++++ Collected data

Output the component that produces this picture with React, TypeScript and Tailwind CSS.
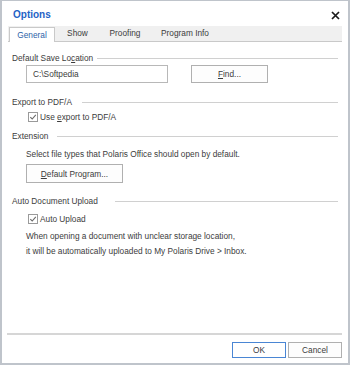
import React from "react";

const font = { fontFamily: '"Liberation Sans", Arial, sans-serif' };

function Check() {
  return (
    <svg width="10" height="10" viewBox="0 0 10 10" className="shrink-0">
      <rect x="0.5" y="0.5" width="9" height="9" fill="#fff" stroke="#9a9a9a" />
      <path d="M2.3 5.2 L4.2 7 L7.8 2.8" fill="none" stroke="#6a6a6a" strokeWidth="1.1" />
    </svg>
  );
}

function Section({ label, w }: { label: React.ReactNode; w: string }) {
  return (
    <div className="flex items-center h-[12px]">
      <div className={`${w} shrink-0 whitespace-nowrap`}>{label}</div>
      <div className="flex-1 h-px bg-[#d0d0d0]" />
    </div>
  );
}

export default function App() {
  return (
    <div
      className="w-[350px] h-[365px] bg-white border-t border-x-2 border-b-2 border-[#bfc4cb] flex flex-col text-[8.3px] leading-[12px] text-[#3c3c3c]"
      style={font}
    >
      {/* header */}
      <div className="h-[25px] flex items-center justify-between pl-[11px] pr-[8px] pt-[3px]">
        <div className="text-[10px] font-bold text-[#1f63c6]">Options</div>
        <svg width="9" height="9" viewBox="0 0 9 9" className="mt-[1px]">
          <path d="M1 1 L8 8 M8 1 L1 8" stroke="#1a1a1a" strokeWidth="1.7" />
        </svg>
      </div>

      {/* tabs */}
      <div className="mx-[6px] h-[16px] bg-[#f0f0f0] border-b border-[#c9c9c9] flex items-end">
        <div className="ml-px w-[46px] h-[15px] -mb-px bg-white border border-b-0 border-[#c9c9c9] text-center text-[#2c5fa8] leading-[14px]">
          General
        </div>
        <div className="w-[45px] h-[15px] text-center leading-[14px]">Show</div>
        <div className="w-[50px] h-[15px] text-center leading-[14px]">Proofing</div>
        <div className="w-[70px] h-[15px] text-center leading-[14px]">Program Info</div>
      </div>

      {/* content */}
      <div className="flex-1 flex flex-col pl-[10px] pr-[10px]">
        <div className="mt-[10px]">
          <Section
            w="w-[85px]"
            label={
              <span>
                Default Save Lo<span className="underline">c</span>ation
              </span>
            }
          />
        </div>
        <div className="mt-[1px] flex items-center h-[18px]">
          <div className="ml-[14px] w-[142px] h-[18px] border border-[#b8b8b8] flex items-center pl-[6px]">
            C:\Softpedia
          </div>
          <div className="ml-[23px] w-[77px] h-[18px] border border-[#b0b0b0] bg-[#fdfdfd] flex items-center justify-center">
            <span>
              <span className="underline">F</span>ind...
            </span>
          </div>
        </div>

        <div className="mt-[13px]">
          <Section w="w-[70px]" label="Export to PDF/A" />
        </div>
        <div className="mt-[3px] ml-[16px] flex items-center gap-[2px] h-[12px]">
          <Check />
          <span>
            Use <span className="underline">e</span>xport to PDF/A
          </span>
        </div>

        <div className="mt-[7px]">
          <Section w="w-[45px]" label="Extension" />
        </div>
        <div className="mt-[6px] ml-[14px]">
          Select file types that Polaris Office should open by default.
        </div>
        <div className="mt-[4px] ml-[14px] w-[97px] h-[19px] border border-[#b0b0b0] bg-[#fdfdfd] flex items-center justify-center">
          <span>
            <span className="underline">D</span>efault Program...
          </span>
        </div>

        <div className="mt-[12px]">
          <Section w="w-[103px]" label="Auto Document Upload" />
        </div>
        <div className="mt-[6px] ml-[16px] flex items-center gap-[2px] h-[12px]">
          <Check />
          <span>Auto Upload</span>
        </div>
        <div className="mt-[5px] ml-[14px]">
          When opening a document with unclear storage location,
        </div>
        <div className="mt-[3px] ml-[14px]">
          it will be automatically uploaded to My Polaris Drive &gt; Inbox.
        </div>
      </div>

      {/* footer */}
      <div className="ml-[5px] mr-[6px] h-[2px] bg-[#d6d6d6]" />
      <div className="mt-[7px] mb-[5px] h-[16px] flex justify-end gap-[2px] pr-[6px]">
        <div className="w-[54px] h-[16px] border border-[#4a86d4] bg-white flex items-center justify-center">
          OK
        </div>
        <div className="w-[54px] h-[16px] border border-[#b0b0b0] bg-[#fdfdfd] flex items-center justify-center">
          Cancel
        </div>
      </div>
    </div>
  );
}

++++++++

## Short exercise
All the lines above are to be reproduced exactly, except the pictures.

## Completed task
Output the component that produces this picture with React, TypeScript and Tailwind CSS.
import React from "react";

const font = { fontFamily: '"Liberation Sans", Arial, sans-serif' };

function Check() {
  return (
    <svg width="10" height="10" viewBox="0 0 10 10" className="shrink-0">
      <rect x="0.5" y="0.5" width="9" height="9" fill="#fff" stroke="#9a9a9a" />
      <path d="M2.3 5.2 L4.2 7 L7.8 2.8" fill="none" stroke="#6a6a6a" strokeWidth="1.1" />
    </svg>
  );
}

function Section({ label, w }: { label: React.ReactNode; w: string }) {
  return (
    <div className="flex items-center h-[12px]">
      <div className={`${w} shrink-0 whitespace-nowrap`}>{label}</div>
      <div className="flex-1 h-px bg-[#d0d0d0]" />
    </div>
  );
}

export default function App() {
  return (
    <div
      className="w-[350px] h-[365px] bg-white border-t border-x-2 border-b-2 border-[#bfc4cb] flex flex-col text-[8.3px] leading-[12px] text-[#3c3c3c]"
      style={font}
    >
      {/* header */}
      <div className="h-[25px] flex items-center justify-between pl-[11px] pr-[8px] pt-[3px]">
        <div className="text-[10px] font-bold text-[#1f63c6]">Options</div>
        <svg width="9" height="9" viewBox="0 0 9 9" className="mt-[1px]">
          <path d="M1 1 L8 8 M8 1 L1 8" stroke="#1a1a1a" strokeWidth="1.7" />
        </svg>
      </div>

      {/* tabs */}
      <div className="mx-[6px] h-[16px] bg-[#f0f0f0] border-b border-[#c9c9c9] flex items-end">
        <div className="ml-px w-[46px] h-[15px] -mb-px bg-white border border-b-0 border-[#c9c9c9] text-center text-[#2c5fa8] leading-[14px]">
          General
        </div>
        <div className="w-[45px] h-[15px] text-center leading-[14px]">Show</div>
        <div className="w-[50px] h-[15px] text-center leading-[14px]">Proofing</div>
        <div className="w-[70px] h-[15px] text-center leading-[14px]">Program Info</div>
      </div>

      {/* content */}
      <div className="flex-1 flex flex-col pl-[10px] pr-[10px]">
        <div className="mt-[10px]">
          <Section
            w="w-[85px]"
            label={
              <span>
                Default Save Lo<span className="underline">c</span>ation
              </span>
            }
          />
        </div>
        <div className="mt-[1px] flex items-center h-[18px]">
          <div className="ml-[14px] w-[142px] h-[18px] border border-[#b8b8b8] flex items-center pl-[6px]">
            C:\Softpedia
          </div>
          <div className="ml-[23px] w-[77px] h-[18px] border border-[#b0b0b0] bg-[#fdfdfd] flex items-center justify-center">
            <span>
              <span className="underline">F</span>ind...
            </span>
          </div>
        </div>

        <div className="mt-[13px]">
          <Section w="w-[70px]" label="Export to PDF/A" />
        </div>
        <div className="mt-[3px] ml-[16px] flex items-center gap-[2px] h-[12px]">
          <Check />
          <span>
            Use <span className="underline">e</span>xport to PDF/A
          </span>
        </div>

        <div className="mt-[7px]">
          <Section w="w-[45px]" label="Extension" />
        </div>
        <div className="mt-[6px] ml-[14px]">
          Select file types that Polaris Office should open by default.
        </div>
        <div className="mt-[4px] ml-[14px] w-[97px] h-[19px] border border-[#b0b0b0] bg-[#fdfdfd] flex items-center justify-center">
          <span>
            <span className="underline">D</span>efault Program...
          </span>
        </div>

        <div className="mt-[12px]">
          <Section w="w-[103px]" label="Auto Document Upload" />
        </div>
        <div className="mt-[6px] ml-[16px] flex items-center gap-[2px] h-[12px]">
          <Check />
          <span>Auto Upload</span>
        </div>
        <div className="mt-[5px] ml-[14px]">
          When opening a document with unclear storage location,
        </div>
        <div className="mt-[3px] ml-[14px]">
          it will be automatically uploaded to My Polaris Drive &gt; Inbox.
        </div>
      </div>

      {/* footer */}
      <div className="ml-[5px] mr-[6px] h-[2px] bg-[#d6d6d6]" />
      <div className="mt-[7px] mb-[5px] h-[16px] flex justify-end gap-[2px] pr-[6px]">
        <div className="w-[54px] h-[16px] border border-[#4a86d4] bg-white flex items-center justify-center">
          OK
        </div>
        <div className="w-[54px] h-[16px] border border-[#b0b0b0] bg-[#fdfdfd] flex items-center justify-center">
          Cancel
        </div>
      </div>
    </div>
  );
}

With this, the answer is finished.